— Begin —

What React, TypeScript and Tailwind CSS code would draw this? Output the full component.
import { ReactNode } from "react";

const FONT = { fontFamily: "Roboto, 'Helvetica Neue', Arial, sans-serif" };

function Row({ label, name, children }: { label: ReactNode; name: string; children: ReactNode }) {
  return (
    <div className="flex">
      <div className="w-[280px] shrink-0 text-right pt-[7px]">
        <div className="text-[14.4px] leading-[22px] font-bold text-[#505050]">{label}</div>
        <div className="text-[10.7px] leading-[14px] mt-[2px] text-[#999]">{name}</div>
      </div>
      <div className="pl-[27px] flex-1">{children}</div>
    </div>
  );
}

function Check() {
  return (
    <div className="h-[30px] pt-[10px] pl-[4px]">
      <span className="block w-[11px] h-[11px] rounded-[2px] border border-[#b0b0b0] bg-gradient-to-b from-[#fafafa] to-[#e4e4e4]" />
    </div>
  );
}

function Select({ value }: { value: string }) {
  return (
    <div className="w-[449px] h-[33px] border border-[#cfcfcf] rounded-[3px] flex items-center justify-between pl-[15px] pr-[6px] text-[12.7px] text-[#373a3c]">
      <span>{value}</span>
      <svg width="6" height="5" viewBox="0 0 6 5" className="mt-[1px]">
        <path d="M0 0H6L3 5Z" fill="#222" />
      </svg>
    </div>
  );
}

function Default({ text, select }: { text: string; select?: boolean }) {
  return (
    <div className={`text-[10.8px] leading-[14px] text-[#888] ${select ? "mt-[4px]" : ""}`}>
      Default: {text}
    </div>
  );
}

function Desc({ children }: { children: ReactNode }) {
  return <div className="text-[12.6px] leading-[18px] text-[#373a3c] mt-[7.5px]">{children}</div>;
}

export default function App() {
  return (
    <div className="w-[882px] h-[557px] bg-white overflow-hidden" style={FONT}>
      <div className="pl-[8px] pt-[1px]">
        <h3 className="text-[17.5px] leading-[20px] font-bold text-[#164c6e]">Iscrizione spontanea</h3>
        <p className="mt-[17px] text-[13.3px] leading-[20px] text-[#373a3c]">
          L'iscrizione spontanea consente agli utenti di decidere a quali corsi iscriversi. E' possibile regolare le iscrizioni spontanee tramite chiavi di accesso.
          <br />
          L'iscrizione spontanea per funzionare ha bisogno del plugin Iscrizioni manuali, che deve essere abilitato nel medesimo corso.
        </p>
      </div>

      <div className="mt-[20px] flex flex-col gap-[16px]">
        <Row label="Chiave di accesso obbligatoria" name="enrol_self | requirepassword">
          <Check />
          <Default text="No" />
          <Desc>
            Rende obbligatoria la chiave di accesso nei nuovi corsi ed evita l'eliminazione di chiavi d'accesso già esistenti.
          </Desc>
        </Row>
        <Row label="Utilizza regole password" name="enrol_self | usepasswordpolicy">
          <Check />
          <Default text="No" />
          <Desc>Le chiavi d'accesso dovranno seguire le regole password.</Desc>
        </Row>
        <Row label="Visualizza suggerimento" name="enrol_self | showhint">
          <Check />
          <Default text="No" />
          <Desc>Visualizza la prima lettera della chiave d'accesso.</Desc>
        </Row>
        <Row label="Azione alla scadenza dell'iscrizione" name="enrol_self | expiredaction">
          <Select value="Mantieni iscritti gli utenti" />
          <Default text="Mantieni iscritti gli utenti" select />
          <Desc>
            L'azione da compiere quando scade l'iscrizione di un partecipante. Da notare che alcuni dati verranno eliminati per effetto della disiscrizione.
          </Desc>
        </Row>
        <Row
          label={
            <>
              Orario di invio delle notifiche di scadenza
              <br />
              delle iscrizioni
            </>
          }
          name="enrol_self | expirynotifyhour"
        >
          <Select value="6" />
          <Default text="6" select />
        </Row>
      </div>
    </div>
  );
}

— End —

» **Task goal**
All of the material must be reproduced exactly.

» **The answer**
What React, TypeScript and Tailwind CSS code would draw this? Output the full component.
import { ReactNode } from "react";

const FONT = { fontFamily: "Roboto, 'Helvetica Neue', Arial, sans-serif" };

function Row({ label, name, children }: { label: ReactNode; name: string; children: ReactNode }) {
  return (
    <div className="flex">
      <div className="w-[280px] shrink-0 text-right pt-[7px]">
        <div className="text-[14.4px] leading-[22px] font-bold text-[#505050]">{label}</div>
        <div className="text-[10.7px] leading-[14px] mt-[2px] text-[#999]">{name}</div>
      </div>
      <div className="pl-[27px] flex-1">{children}</div>
    </div>
  );
}

function Check() {
  return (
    <div className="h-[30px] pt-[10px] pl-[4px]">
      <span className="block w-[11px] h-[11px] rounded-[2px] border border-[#b0b0b0] bg-gradient-to-b from-[#fafafa] to-[#e4e4e4]" />
    </div>
  );
}

function Select({ value }: { value: string }) {
  return (
    <div className="w-[449px] h-[33px] border border-[#cfcfcf] rounded-[3px] flex items-center justify-between pl-[15px] pr-[6px] text-[12.7px] text-[#373a3c]">
      <span>{value}</span>
      <svg width="6" height="5" viewBox="0 0 6 5" className="mt-[1px]">
        <path d="M0 0H6L3 5Z" fill="#222" />
      </svg>
    </div>
  );
}

function Default({ text, select }: { text: string; select?: boolean }) {
  return (
    <div className={`text-[10.8px] leading-[14px] text-[#888] ${select ? "mt-[4px]" : ""}`}>
      Default: {text}
    </div>
  );
}

function Desc({ children }: { children: ReactNode }) {
  return <div className="text-[12.6px] leading-[18px] text-[#373a3c] mt-[7.5px]">{children}</div>;
}

export default function App() {
  return (
    <div className="w-[882px] h-[557px] bg-white overflow-hidden" style={FONT}>
      <div className="pl-[8px] pt-[1px]">
        <h3 className="text-[17.5px] leading-[20px] font-bold text-[#164c6e]">Iscrizione spontanea</h3>
        <p className="mt-[17px] text-[13.3px] leading-[20px] text-[#373a3c]">
          L'iscrizione spontanea consente agli utenti di decidere a quali corsi iscriversi. E' possibile regolare le iscrizioni spontanee tramite chiavi di accesso.
          <br />
          L'iscrizione spontanea per funzionare ha bisogno del plugin Iscrizioni manuali, che deve essere abilitato nel medesimo corso.
        </p>
      </div>

      <div className="mt-[20px] flex flex-col gap-[16px]">
        <Row label="Chiave di accesso obbligatoria" name="enrol_self | requirepassword">
          <Check />
          <Default text="No" />
          <Desc>
            Rende obbligatoria la chiave di accesso nei nuovi corsi ed evita l'eliminazione di chiavi d'accesso già esistenti.
          </Desc>
        </Row>
        <Row label="Utilizza regole password" name="enrol_self | usepasswordpolicy">
          <Check />
          <Default text="No" />
          <Desc>Le chiavi d'accesso dovranno seguire le regole password.</Desc>
        </Row>
        <Row label="Visualizza suggerimento" name="enrol_self | showhint">
          <Check />
          <Default text="No" />
          <Desc>Visualizza la prima lettera della chiave d'accesso.</Desc>
        </Row>
        <Row label="Azione alla scadenza dell'iscrizione" name="enrol_self | expiredaction">
          <Select value="Mantieni iscritti gli utenti" />
          <Default text="Mantieni iscritti gli utenti" select />
          <Desc>
            L'azione da compiere quando scade l'iscrizione di un partecipante. Da notare che alcuni dati verranno eliminati per effetto della disiscrizione.
          </Desc>
        </Row>
        <Row
          label={
            <>
              Orario di invio delle notifiche di scadenza
              <br />
              delle iscrizioni
            </>
          }
          name="enrol_self | expirynotifyhour"
        >
          <Select value="6" />
          <Default text="6" select />
        </Row>
      </div>
    </div>
  );
}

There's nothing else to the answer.